For most of my young life, moving was not encouraged and many times vociferously discouraged. For me, not engaging in physical activity was a way to contain the anger that I felt being a member of my family. If I didn’t move, I didn’t feel anything. As an adult, I can choose to be more physically active. My question has become, “When I move, what happens on an emotional level?”
For my mother, keeping me still contained her anger and fear of the sexual abuse she had experienced as a young girl. I spent the summer of my twelfth year sitting on the steps in front of my house as an observer of the movement of my neighborhood. A friend joined me because I was forbidden to go anywhere else and our other friends stopped playing street games. They now had responsibility for running their households because their mothers were working.
How Not Moving Moves Us
The funny thing about this restriction is that it turned our focus on what our parents were trying to avoid.
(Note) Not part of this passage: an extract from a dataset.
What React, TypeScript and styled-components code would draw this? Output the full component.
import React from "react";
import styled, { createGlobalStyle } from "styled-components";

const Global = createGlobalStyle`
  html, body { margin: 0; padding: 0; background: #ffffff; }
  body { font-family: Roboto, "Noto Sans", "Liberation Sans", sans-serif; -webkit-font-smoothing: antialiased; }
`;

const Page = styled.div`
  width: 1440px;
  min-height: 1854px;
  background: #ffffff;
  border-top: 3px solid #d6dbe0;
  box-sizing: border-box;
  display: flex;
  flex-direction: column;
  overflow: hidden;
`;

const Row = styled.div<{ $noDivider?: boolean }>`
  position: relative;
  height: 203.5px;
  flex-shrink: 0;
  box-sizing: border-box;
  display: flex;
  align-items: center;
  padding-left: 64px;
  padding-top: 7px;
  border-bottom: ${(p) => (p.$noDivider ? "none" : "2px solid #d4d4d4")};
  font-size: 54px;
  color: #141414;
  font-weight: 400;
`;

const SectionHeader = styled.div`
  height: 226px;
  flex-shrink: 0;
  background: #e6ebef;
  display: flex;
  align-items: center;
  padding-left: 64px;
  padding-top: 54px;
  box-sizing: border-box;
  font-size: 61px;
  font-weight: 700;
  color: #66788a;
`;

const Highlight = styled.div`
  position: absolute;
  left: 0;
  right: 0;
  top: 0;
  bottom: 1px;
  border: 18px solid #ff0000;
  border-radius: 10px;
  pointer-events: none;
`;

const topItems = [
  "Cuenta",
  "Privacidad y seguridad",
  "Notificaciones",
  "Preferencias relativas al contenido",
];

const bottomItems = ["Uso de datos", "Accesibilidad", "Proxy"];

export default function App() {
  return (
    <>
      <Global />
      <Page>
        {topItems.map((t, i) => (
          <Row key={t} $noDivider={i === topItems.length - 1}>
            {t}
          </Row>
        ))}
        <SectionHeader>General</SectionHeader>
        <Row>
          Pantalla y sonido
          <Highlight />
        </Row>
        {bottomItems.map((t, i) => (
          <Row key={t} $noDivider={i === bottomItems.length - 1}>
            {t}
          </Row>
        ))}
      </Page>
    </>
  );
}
All we thought about was boys, being sexy, being competitive, and imagining ourselves as independent sexual beings. We had nothing else to do. Our favorite activity was determining whether another girl or woman who went by was “competition.” If a boy or man passed by we calculated whether or not he was a potential liaison. After a few weeks of seeing the same people over and over again, we developed elaborate narratives about each of these unsuspecting neighbors—we never; however, made any attempt to act out the stories in real life.
Our stillness was not only the result of our parents’ fear; it was pervasive at that time that girls should not move. We should not play sports because it might cause infertility. We should not swim because there might be human predators in the water. Dancing was no longer okay even if we had dance lessons when at 6 or 7 years old. I got to high school never having played on a sports team.
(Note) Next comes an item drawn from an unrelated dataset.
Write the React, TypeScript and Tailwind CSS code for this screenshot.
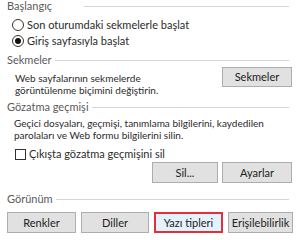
import React from "react";

const Header = ({ title, gap = "ml-[3px]" }: { title: string; gap?: string }) => (
  <div className="flex items-center pl-[7px] pr-[12px] h-[12px]">
    <span className="text-[#5a5a5a] leading-[12px]">{title}</span>
    <div className={`flex-1 h-px bg-[#d5d5d5] ${gap}`} />
  </div>
);

const Button = ({
  label,
  width,
  height = "h-[21px]",
  active = false,
}: {
  label: string;
  width: string;
  height?: string;
  active?: boolean;
}) => (
  <button
    className={`${width} ${height} shrink-0 flex items-center justify-center leading-[12px] text-[#222] ${
      active
        ? "border-2 border-[#e0303a] bg-[#e5f1fb]"
        : "border border-[#adadad] bg-[#e1e1e1]"
    }`}
  >
    {label}
  </button>
);

const Radio = ({ checked, label }: { checked?: boolean; label: string }) => (
  <div className="flex items-center pl-[12px] h-[16px]">
    <span className="w-[12px] h-[12px] rounded-full border border-[#333] bg-white flex items-center justify-center">
      {checked && <span className="w-[6px] h-[6px] rounded-full bg-[#111]" />}
    </span>
    <span className="ml-[3px]">{label}</span>
  </div>
);

export default function App() {
  return (
    <div
      className="w-[301px] h-[240px] bg-white text-[11px] leading-[12px] text-[#2b2b2b] flex flex-col overflow-hidden"
      style={{ fontFamily: 'Lato, "Noto Sans", sans-serif' }}
    >
      {/* Başlangıç */}
      <Header title="Başlangıç" gap="ml-[32px]" />
      <div className="mt-[5px]">
        <Radio label="Son oturumdaki sekmelerle başlat" />
      </div>
      <Radio checked label="Giriş sayfasıyla başlat" />

      {/* Sekmeler */}
      <div className="mt-[5px]">
        <Header title="Sekmeler" />
      </div>
      <div className="flex items-start mt-[1px] pl-[15px] pr-[9px]">
        <div className="flex-1 mt-[5px] flex flex-col text-[10px]">
          <span className="h-[12px]">Web sayfalarının sekmelerde</span>
          <span className="h-[12px]">görüntülenme biçimini değiştirin.</span>
        </div>
        <Button label="Sekmeler" width="w-[70px]" height="h-[20px]" />
      </div>

      {/* Gözatma geçmişi */}
      <div className="mt-[5px]">
        <Header title="Gözatma geçmişi" />
      </div>
      <div className="mt-[4px] pl-[14px] flex flex-col text-[10px]">
        <span className="h-[12px]">Geçici dosyaları, geçmişi, tanımlama bilgilerini, kaydedilen</span>
        <span className="h-[12px]">parolaları ve Web formu bilgilerini silin.</span>
      </div>
      <div className="flex items-center mt-[7px] pl-[15px] h-[12px]">
        <span className="w-[11px] h-[11px] border border-[#333] bg-white" />
        <span className="ml-[3px]">Çıkışta gözatma geçmişini sil</span>
      </div>
      <div className="flex justify-end gap-[4px] mt-[2px] pr-[9px]">
        <Button label="Sil..." width="w-[66px]" />
        <Button label="Ayarlar" width="w-[70px]" />
      </div>

      {/* Görünüm */}
      <div className="mt-[10px]">
        <Header title="Görünüm" />
      </div>
      <div className="flex gap-[5px] mt-[7px] pl-[7px]">
        <Button label="Renkler" width="w-[69px]" />
        <Button label="Diller" width="w-[68px]" />
        <Button label="Yazı tipleri" width="w-[69px]" active />
        <Button label="Erişilebilirlik" width="w-[65px]" />
      </div>
    </div>
  );
}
When I joined a group of girls who wanted a girls’ basketball team in grammar school, the nuns banned even the idea of a girls’ basketball team. In high school, I worked out with the girl’s basketball team. My parents felt it was not their responsibility to get me to and from basketball practice. There was no other way for that to happen. One night of being left on a street corner alone to find my way home after dark was enough for me to get the message of their intense disapproval and enough to stop me from playing on the basketball team.
As an adult, I tried to integrate movement and/or exercise into my life. A pattern emerged. I would start to move. At first, it was a big struggle. It then began to become more natural. Then, one day it felt ecstatic. That put an end to my movement. I would stop whatever type of movement got me there. This pattern has repeated itself throughout my life no matter how determined I was to change it.
What is your experience?
I’m in my sixties now, and I am a Wholebody Focuser. I hold space for the part of me that is screaming to move while another part of me needs to put a stop to all movement no matter the cost. Sometimes I hold space for both while I let movement emerge from my body. Sometimes I hold space for both while I’m still. That’s all I know right now.
How do you manage to hold both in situations that present fundamental challenges to moving forward?